Challenge
The data below should be restated word for word, with every picture omitted.

• • • •

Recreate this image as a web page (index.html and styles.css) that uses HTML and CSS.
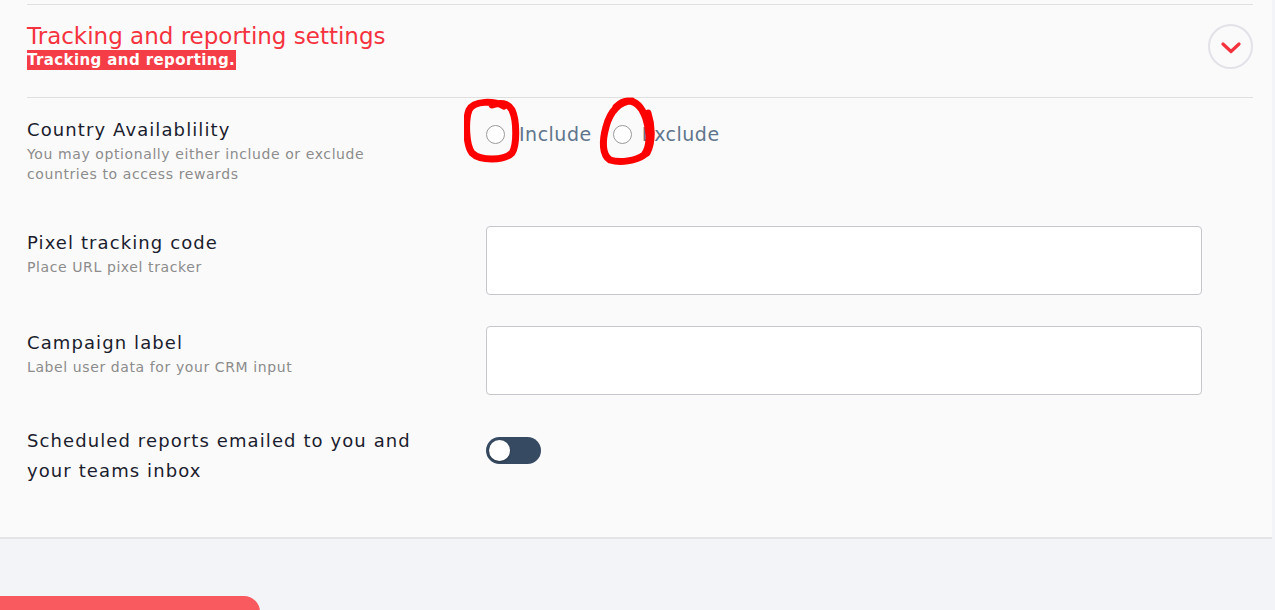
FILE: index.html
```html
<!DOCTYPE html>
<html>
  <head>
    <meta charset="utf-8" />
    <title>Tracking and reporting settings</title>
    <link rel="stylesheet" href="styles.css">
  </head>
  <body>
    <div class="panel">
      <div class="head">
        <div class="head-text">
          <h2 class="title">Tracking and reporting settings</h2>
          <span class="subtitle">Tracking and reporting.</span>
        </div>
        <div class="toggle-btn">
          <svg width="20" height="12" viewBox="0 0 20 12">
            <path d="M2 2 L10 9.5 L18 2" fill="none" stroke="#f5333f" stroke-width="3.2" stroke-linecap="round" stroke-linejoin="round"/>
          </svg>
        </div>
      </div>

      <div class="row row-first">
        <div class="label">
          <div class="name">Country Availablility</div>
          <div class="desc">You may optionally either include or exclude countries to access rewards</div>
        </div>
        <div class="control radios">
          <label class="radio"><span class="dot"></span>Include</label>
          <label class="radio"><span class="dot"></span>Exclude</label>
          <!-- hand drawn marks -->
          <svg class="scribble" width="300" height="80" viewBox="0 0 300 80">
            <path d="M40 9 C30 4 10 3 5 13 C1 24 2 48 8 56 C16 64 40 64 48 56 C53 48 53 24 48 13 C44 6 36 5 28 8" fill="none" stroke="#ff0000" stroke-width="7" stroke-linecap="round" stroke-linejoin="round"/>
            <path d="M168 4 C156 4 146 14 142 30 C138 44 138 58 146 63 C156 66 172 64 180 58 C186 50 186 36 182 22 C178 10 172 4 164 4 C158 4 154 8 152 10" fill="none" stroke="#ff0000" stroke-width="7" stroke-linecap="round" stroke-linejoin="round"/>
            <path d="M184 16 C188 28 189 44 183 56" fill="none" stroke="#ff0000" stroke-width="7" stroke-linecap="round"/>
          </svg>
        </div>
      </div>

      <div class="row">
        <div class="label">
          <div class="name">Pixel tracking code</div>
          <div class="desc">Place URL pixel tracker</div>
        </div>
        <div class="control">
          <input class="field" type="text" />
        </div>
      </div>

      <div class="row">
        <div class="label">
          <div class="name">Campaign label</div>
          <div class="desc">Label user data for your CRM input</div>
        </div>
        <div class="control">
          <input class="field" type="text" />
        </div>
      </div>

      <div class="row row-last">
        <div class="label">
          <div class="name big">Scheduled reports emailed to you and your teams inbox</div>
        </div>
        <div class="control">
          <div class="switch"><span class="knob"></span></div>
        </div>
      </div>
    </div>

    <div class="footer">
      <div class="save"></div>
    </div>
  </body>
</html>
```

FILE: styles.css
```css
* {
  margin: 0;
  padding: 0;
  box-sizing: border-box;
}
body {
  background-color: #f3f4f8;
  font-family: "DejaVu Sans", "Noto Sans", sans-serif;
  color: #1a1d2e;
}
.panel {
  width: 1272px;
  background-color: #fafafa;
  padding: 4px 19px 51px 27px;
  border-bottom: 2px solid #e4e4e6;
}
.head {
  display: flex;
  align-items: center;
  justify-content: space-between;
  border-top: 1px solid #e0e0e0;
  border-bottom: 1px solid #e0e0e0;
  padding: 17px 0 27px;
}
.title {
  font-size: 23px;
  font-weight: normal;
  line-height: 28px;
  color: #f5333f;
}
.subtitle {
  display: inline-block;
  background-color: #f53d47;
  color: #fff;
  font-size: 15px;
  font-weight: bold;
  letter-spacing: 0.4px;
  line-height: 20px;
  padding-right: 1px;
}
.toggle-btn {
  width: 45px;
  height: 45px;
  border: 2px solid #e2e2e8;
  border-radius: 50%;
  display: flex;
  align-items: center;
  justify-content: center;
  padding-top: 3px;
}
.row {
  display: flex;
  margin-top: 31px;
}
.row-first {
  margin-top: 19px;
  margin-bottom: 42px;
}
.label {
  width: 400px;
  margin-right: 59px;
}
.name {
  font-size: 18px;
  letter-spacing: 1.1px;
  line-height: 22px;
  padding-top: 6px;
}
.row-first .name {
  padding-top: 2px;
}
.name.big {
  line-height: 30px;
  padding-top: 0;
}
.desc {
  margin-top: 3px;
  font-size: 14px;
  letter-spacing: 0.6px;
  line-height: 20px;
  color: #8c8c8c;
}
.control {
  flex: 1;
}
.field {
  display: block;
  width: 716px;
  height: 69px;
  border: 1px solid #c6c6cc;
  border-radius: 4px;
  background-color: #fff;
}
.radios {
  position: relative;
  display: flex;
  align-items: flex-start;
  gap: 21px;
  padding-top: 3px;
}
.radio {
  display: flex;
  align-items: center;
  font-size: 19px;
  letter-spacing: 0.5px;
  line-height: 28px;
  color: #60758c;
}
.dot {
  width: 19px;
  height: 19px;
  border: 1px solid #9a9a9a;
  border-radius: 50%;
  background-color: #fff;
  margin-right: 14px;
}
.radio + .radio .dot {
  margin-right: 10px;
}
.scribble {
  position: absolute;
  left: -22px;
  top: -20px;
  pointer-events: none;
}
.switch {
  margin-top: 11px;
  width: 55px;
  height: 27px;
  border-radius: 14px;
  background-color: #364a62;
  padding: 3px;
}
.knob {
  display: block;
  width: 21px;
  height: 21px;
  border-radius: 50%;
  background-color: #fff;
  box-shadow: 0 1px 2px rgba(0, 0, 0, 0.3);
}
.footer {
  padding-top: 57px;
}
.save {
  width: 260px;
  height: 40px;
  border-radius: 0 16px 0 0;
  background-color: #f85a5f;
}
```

• • • •

Result of the exercise
Recreate this image as a web page (index.html and styles.css) that uses HTML and CSS.
FILE: index.html
```html
<!DOCTYPE html>
<html>
  <head>
    <meta charset="utf-8" />
    <title>Tracking and reporting settings</title>
    <link rel="stylesheet" href="styles.css">
  </head>
  <body>
    <div class="panel">
      <div class="head">
        <div class="head-text">
          <h2 class="title">Tracking and reporting settings</h2>
          <span class="subtitle">Tracking and reporting.</span>
        </div>
        <div class="toggle-btn">
          <svg width="20" height="12" viewBox="0 0 20 12">
            <path d="M2 2 L10 9.5 L18 2" fill="none" stroke="#f5333f" stroke-width="3.2" stroke-linecap="round" stroke-linejoin="round"/>
          </svg>
        </div>
      </div>

      <div class="row row-first">
        <div class="label">
          <div class="name">Country Availablility</div>
          <div class="desc">You may optionally either include or exclude countries to access rewards</div>
        </div>
        <div class="control radios">
          <label class="radio"><span class="dot"></span>Include</label>
          <label class="radio"><span class="dot"></span>Exclude</label>
          <!-- hand drawn marks -->
          <svg class="scribble" width="300" height="80" viewBox="0 0 300 80">
            <path d="M40 9 C30 4 10 3 5 13 C1 24 2 48 8 56 C16 64 40 64 48 56 C53 48 53 24 48 13 C44 6 36 5 28 8" fill="none" stroke="#ff0000" stroke-width="7" stroke-linecap="round" stroke-linejoin="round"/>
            <path d="M168 4 C156 4 146 14 142 30 C138 44 138 58 146 63 C156 66 172 64 180 58 C186 50 186 36 182 22 C178 10 172 4 164 4 C158 4 154 8 152 10" fill="none" stroke="#ff0000" stroke-width="7" stroke-linecap="round" stroke-linejoin="round"/>
            <path d="M184 16 C188 28 189 44 183 56" fill="none" stroke="#ff0000" stroke-width="7" stroke-linecap="round"/>
          </svg>
        </div>
      </div>

      <div class="row">
        <div class="label">
          <div class="name">Pixel tracking code</div>
          <div class="desc">Place URL pixel tracker</div>
        </div>
        <div class="control">
          <input class="field" type="text" />
        </div>
      </div>

      <div class="row">
        <div class="label">
          <div class="name">Campaign label</div>
          <div class="desc">Label user data for your CRM input</div>
        </div>
        <div class="control">
          <input class="field" type="text" />
        </div>
      </div>

      <div class="row row-last">
        <div class="label">
          <div class="name big">Scheduled reports emailed to you and your teams inbox</div>
        </div>
        <div class="control">
          <div class="switch"><span class="knob"></span></div>
        </div>
      </div>
    </div>

    <div class="footer">
      <div class="save"></div>
    </div>
  </body>
</html>
```

FILE: styles.css
```css
* {
  margin: 0;
  padding: 0;
  box-sizing: border-box;
}
body {
  background-color: #f3f4f8;
  font-family: "DejaVu Sans", "Noto Sans", sans-serif;
  color: #1a1d2e;
}
.panel {
  width: 1272px;
  background-color: #fafafa;
  padding: 4px 19px 51px 27px;
  border-bottom: 2px solid #e4e4e6;
}
.head {
  display: flex;
  align-items: center;
  justify-content: space-between;
  border-top: 1px solid #e0e0e0;
  border-bottom: 1px solid #e0e0e0;
  padding: 17px 0 27px;
}
.title {
  font-size: 23px;
  font-weight: normal;
  line-height: 28px;
  color: #f5333f;
}
.subtitle {
  display: inline-block;
  background-color: #f53d47;
  color: #fff;
  font-size: 15px;
  font-weight: bold;
  letter-spacing: 0.4px;
  line-height: 20px;
  padding-right: 1px;
}
.toggle-btn {
  width: 45px;
  height: 45px;
  border: 2px solid #e2e2e8;
  border-radius: 50%;
  display: flex;
  align-items: center;
  justify-content: center;
  padding-top: 3px;
}
.row {
  display: flex;
  margin-top: 31px;
}
.row-first {
  margin-top: 19px;
  margin-bottom: 42px;
}
.label {
  width: 400px;
  margin-right: 59px;
}
.name {
  font-size: 18px;
  letter-spacing: 1.1px;
  line-height: 22px;
  padding-top: 6px;
}
.row-first .name {
  padding-top: 2px;
}
.name.big {
  line-height: 30px;
  padding-top: 0;
}
.desc {
  margin-top: 3px;
  font-size: 14px;
  letter-spacing: 0.6px;
  line-height: 20px;
  color: #8c8c8c;
}
.control {
  flex: 1;
}
.field {
  display: block;
  width: 716px;
  height: 69px;
  border: 1px solid #c6c6cc;
  border-radius: 4px;
  background-color: #fff;
}
.radios {
  position: relative;
  display: flex;
  align-items: flex-start;
  gap: 21px;
  padding-top: 3px;
}
.radio {
  display: flex;
  align-items: center;
  font-size: 19px;
  letter-spacing: 0.5px;
  line-height: 28px;
  color: #60758c;
}
.dot {
  width: 19px;
  height: 19px;
  border: 1px solid #9a9a9a;
  border-radius: 50%;
  background-color: #fff;
  margin-right: 14px;
}
.radio + .radio .dot {
  margin-right: 10px;
}
.scribble {
  position: absolute;
  left: -22px;
  top: -20px;
  pointer-events: none;
}
.switch {
  margin-top: 11px;
  width: 55px;
  height: 27px;
  border-radius: 14px;
  background-color: #364a62;
  padding: 3px;
}
.knob {
  display: block;
  width: 21px;
  height: 21px;
  border-radius: 50%;
  background-color: #fff;
  box-shadow: 0 1px 2px rgba(0, 0, 0, 0.3);
}
.footer {
  padding-top: 57px;
}
.save {
  width: 260px;
  height: 40px;
  border-radius: 0 16px 0 0;
  background-color: #f85a5f;
}
```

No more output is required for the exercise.